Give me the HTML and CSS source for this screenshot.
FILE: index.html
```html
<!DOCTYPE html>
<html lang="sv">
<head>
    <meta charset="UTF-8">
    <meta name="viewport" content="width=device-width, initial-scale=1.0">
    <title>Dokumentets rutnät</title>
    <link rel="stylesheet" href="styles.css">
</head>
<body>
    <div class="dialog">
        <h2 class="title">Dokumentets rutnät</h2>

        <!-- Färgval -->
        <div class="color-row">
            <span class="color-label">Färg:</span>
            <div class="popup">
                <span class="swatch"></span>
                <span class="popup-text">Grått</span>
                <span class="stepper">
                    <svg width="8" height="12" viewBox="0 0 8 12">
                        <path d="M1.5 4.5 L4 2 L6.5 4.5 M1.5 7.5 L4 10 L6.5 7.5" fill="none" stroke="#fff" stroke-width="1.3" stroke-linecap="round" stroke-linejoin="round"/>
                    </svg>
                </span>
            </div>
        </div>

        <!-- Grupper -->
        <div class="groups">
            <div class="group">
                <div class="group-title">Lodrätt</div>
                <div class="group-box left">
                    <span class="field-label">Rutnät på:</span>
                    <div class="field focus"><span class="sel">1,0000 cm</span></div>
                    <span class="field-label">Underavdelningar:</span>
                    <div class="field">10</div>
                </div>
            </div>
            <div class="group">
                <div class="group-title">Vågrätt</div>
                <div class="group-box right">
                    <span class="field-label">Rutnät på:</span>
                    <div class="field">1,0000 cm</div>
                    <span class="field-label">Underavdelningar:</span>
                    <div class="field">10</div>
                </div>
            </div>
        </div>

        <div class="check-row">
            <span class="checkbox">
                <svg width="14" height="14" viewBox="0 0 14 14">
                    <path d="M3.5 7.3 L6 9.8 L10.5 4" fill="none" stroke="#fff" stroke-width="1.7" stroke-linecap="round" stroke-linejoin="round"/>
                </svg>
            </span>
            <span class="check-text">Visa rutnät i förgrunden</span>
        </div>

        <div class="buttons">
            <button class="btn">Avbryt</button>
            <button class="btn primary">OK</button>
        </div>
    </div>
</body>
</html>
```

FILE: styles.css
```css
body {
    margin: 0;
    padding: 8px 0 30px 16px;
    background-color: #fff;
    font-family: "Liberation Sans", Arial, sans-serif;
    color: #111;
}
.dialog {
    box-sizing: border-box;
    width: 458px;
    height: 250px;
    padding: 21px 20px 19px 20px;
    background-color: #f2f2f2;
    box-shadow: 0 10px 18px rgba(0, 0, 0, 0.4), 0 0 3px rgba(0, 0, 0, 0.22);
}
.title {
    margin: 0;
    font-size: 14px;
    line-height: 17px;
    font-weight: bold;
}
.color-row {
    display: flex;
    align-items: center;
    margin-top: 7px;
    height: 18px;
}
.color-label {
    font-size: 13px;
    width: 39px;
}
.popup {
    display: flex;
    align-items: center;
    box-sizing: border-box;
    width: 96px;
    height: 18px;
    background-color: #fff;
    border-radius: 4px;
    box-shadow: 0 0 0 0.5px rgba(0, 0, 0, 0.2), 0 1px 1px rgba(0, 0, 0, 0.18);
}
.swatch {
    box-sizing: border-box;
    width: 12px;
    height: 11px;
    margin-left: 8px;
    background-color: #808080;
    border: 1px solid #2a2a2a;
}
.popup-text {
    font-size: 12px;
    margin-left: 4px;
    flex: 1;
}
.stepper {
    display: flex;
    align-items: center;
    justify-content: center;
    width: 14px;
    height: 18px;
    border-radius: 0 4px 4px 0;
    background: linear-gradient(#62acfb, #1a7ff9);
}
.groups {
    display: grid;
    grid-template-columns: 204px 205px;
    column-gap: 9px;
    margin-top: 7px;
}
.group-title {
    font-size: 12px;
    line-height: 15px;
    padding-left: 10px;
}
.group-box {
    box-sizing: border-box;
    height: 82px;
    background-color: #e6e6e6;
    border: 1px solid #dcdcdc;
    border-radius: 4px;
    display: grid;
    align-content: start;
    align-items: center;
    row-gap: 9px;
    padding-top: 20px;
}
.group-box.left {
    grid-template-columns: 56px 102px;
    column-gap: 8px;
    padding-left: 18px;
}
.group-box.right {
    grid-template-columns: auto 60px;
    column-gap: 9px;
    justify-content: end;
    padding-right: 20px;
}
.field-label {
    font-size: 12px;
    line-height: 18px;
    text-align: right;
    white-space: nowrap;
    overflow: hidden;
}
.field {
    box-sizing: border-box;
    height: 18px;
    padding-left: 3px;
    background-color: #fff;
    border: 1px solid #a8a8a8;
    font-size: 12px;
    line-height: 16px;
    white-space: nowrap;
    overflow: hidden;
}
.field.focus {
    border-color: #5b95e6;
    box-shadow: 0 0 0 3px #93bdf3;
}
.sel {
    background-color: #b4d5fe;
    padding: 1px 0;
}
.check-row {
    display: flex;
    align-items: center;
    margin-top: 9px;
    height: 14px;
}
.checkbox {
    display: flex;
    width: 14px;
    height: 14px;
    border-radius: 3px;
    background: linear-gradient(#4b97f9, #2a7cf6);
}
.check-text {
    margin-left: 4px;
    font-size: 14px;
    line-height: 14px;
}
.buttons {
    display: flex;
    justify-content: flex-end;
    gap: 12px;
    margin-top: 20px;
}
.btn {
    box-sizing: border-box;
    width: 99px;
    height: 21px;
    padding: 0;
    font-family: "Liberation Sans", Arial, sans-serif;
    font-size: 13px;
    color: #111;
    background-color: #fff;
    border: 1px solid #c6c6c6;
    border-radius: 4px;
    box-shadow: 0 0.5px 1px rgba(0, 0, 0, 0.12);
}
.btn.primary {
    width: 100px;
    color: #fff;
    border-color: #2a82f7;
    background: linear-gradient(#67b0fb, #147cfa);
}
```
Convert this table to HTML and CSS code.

- - - - -

▶ [The request]: Write out the material from the first line to the last, exactly.

▶ [Task output]:
Give me the HTML and CSS source for this screenshot.
FILE: index.html
```html
<!DOCTYPE html>
<html lang="sv">
<head>
    <meta charset="UTF-8">
    <meta name="viewport" content="width=device-width, initial-scale=1.0">
    <title>Dokumentets rutnät</title>
    <link rel="stylesheet" href="styles.css">
</head>
<body>
    <div class="dialog">
        <h2 class="title">Dokumentets rutnät</h2>

        <!-- Färgval -->
        <div class="color-row">
            <span class="color-label">Färg:</span>
            <div class="popup">
                <span class="swatch"></span>
                <span class="popup-text">Grått</span>
                <span class="stepper">
                    <svg width="8" height="12" viewBox="0 0 8 12">
                        <path d="M1.5 4.5 L4 2 L6.5 4.5 M1.5 7.5 L4 10 L6.5 7.5" fill="none" stroke="#fff" stroke-width="1.3" stroke-linecap="round" stroke-linejoin="round"/>
                    </svg>
                </span>
            </div>
        </div>

        <!-- Grupper -->
        <div class="groups">
            <div class="group">
                <div class="group-title">Lodrätt</div>
                <div class="group-box left">
                    <span class="field-label">Rutnät på:</span>
                    <div class="field focus"><span class="sel">1,0000 cm</span></div>
                    <span class="field-label">Underavdelningar:</span>
                    <div class="field">10</div>
                </div>
            </div>
            <div class="group">
                <div class="group-title">Vågrätt</div>
                <div class="group-box right">
                    <span class="field-label">Rutnät på:</span>
                    <div class="field">1,0000 cm</div>
                    <span class="field-label">Underavdelningar:</span>
                    <div class="field">10</div>
                </div>
            </div>
        </div>

        <div class="check-row">
            <span class="checkbox">
                <svg width="14" height="14" viewBox="0 0 14 14">
                    <path d="M3.5 7.3 L6 9.8 L10.5 4" fill="none" stroke="#fff" stroke-width="1.7" stroke-linecap="round" stroke-linejoin="round"/>
                </svg>
            </span>
            <span class="check-text">Visa rutnät i förgrunden</span>
        </div>

        <div class="buttons">
            <button class="btn">Avbryt</button>
            <button class="btn primary">OK</button>
        </div>
    </div>
</body>
</html>
```

FILE: styles.css
```css
body {
    margin: 0;
    padding: 8px 0 30px 16px;
    background-color: #fff;
    font-family: "Liberation Sans", Arial, sans-serif;
    color: #111;
}
.dialog {
    box-sizing: border-box;
    width: 458px;
    height: 250px;
    padding: 21px 20px 19px 20px;
    background-color: #f2f2f2;
    box-shadow: 0 10px 18px rgba(0, 0, 0, 0.4), 0 0 3px rgba(0, 0, 0, 0.22);
}
.title {
    margin: 0;
    font-size: 14px;
    line-height: 17px;
    font-weight: bold;
}
.color-row {
    display: flex;
    align-items: center;
    margin-top: 7px;
    height: 18px;
}
.color-label {
    font-size: 13px;
    width: 39px;
}
.popup {
    display: flex;
    align-items: center;
    box-sizing: border-box;
    width: 96px;
    height: 18px;
    background-color: #fff;
    border-radius: 4px;
    box-shadow: 0 0 0 0.5px rgba(0, 0, 0, 0.2), 0 1px 1px rgba(0, 0, 0, 0.18);
}
.swatch {
    box-sizing: border-box;
    width: 12px;
    height: 11px;
    margin-left: 8px;
    background-color: #808080;
    border: 1px solid #2a2a2a;
}
.popup-text {
    font-size: 12px;
    margin-left: 4px;
    flex: 1;
}
.stepper {
    display: flex;
    align-items: center;
    justify-content: center;
    width: 14px;
    height: 18px;
    border-radius: 0 4px 4px 0;
    background: linear-gradient(#62acfb, #1a7ff9);
}
.groups {
    display: grid;
    grid-template-columns: 204px 205px;
    column-gap: 9px;
    margin-top: 7px;
}
.group-title {
    font-size: 12px;
    line-height: 15px;
    padding-left: 10px;
}
.group-box {
    box-sizing: border-box;
    height: 82px;
    background-color: #e6e6e6;
    border: 1px solid #dcdcdc;
    border-radius: 4px;
    display: grid;
    align-content: start;
    align-items: center;
    row-gap: 9px;
    padding-top: 20px;
}
.group-box.left {
    grid-template-columns: 56px 102px;
    column-gap: 8px;
    padding-left: 18px;
}
.group-box.right {
    grid-template-columns: auto 60px;
    column-gap: 9px;
    justify-content: end;
    padding-right: 20px;
}
.field-label {
    font-size: 12px;
    line-height: 18px;
    text-align: right;
    white-space: nowrap;
    overflow: hidden;
}
.field {
    box-sizing: border-box;
    height: 18px;
    padding-left: 3px;
    background-color: #fff;
    border: 1px solid #a8a8a8;
    font-size: 12px;
    line-height: 16px;
    white-space: nowrap;
    overflow: hidden;
}
.field.focus {
    border-color: #5b95e6;
    box-shadow: 0 0 0 3px #93bdf3;
}
.sel {
    background-color: #b4d5fe;
    padding: 1px 0;
}
.check-row {
    display: flex;
    align-items: center;
    margin-top: 9px;
    height: 14px;
}
.checkbox {
    display: flex;
    width: 14px;
    height: 14px;
    border-radius: 3px;
    background: linear-gradient(#4b97f9, #2a7cf6);
}
.check-text {
    margin-left: 4px;
    font-size: 14px;
    line-height: 14px;
}
.buttons {
    display: flex;
    justify-content: flex-end;
    gap: 12px;
    margin-top: 20px;
}
.btn {
    box-sizing: border-box;
    width: 99px;
    height: 21px;
    padding: 0;
    font-family: "Liberation Sans", Arial, sans-serif;
    font-size: 13px;
    color: #111;
    background-color: #fff;
    border: 1px solid #c6c6c6;
    border-radius: 4px;
    box-shadow: 0 0.5px 1px rgba(0, 0, 0, 0.12);
}
.btn.primary {
    width: 100px;
    color: #fff;
    border-color: #2a82f7;
    background: linear-gradient(#67b0fb, #147cfa);
}
```
Convert this table to HTML and CSS code.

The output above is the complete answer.